Flourish: States With Academic Year Closures
Much like Moore, Brown also agreed that she’s able to spend more time with her children as a family and more time for their Bible study now that school is not open for session.
Although parents of CPS have seen a bright side to the bleak event, CPS teachers have their own challenges in response to the statewide school lockdown.
Jehan Hinds, a social science teacher at Simeon Career Academy, said that with lockdown in place, she loses connection with her students that she makes on a regular basis. She prides herself in building a community with her student, and using other means like email or Google classroom can’t replace the interaction.
“Just to see the students facial expression, you can tell a lot what a person’s going through. That aspect is a little hard,” she said.
To ensure that her students are keeping up with their schoolwork, Hinds communicate with them regularly through email and Google classroom. She also sends them hello messages and checks on them periodically to see how her students and their family members are coping with the lockdown.

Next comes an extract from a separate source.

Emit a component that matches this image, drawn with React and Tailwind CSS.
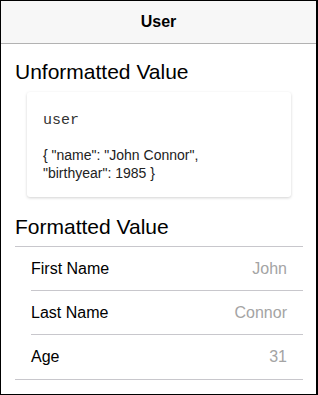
import React from 'react'

const rows = [
  { label: 'First Name', value: 'John' },
  { label: 'Last Name', value: 'Connor' },
  { label: 'Age', value: '31' },
]

const App = () => {
  return (
    <div className="w-[318px] h-[395px] bg-white border-t border-l border-b border-r-2 border-black overflow-hidden font-['Liberation_Sans',Arial,sans-serif] text-black">
      {/* nav bar */}
      <div className="h-[43px] bg-[#f7f7f7] border-b border-[#b2b2b2] flex items-center justify-center">
        <span className="text-[16px] font-bold">User</span>
      </div>

      <h2 className="pt-4 pl-[14px] text-[21px] leading-6">Unformatted Value</h2>

      <div className="mt-2 ml-[26px] mr-[25px] h-[105px] bg-white rounded-[3px] shadow-[0_1px_3px_rgba(0,0,0,0.18)] px-4 pt-[19px]">
        <div className="font-['Liberation_Mono','Courier_New',monospace] text-[15px] leading-5 text-[#333]">user</div>
        <p className="mt-[15px] text-[14px] leading-[18px] text-[#222] whitespace-nowrap">
          {'{ "name": "John Connor",'}
          <br />
          {'"birthyear": 1985 }'}
        </p>
      </div>

      <h2 className="mt-[18px] pl-[14px] text-[21px] leading-6">Formatted Value</h2>

      <div className="mt-[7px] ml-[14px] mr-[13px] border-t border-b border-[#c8c7cc]">
        {rows.map((r, i) => (
          <div key={r.label} className={'ml-4 h-[44px] flex items-center justify-between pr-4 ' + (i < rows.length - 1 ? 'border-b border-[#c8c7cc]' : '')}>
            <span className="text-[16px]">{r.label}</span>
            <span className="text-[16px] text-[#a4a4a4]">{r.value}</span>
          </div>
        ))}
      </div>
    </div>
  )
}

export default App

Students who have lingering questions about their assignments could still reach out and ask for more clarification, as if they were still back in a classroom at Simeon Career Academy.
Parents can also see the class material and assignments and know whether their child is keeping up with the assignments on Google Classroom.
However, even before the lockdown was put into place, Hinds and her colleagues recounted taking protective measures.
“We were making sure we were cleaning our classrooms even more thoroughly,” she said.
Students who had flu-like symptoms were also asked to stay at home or to be kept isolated from others.
“It was definitely a hot topic among teachers,” Hinds said.
Since her students are a special needs group and most do not have access to the internet or have the technology to interact or reach out for help, a challenge itself. Parent interaction was also limited prior to the quarantine order. Phone numbers would not work or the parents were simply too busy to answer.
Despite those challenges, Mitchell encouraged her students to continue with their learning routine by going over their assignment packets and had them practice using vocabulary and IXL Learning prior to the quarantine.
Students had also taken their own precaution by wearing gloves and using hand sanitizer. Mitchell and her colleagues would also make sure to wipe down desks and other surfaces using clorox wipes during prep.
Given how CPS is handling the quarantine, Mitchell hopes it will be a learning lesson for everyone, especially with how fundings could be better utilized throughout CPS for greater needs such as learning resources and cleaning supplies.
However, she also noted that “[she] wouldn’t be surprised in three to five years that we’ll be back to where we were before the outbreak because it’s a reality of life and Chicago Public schools.”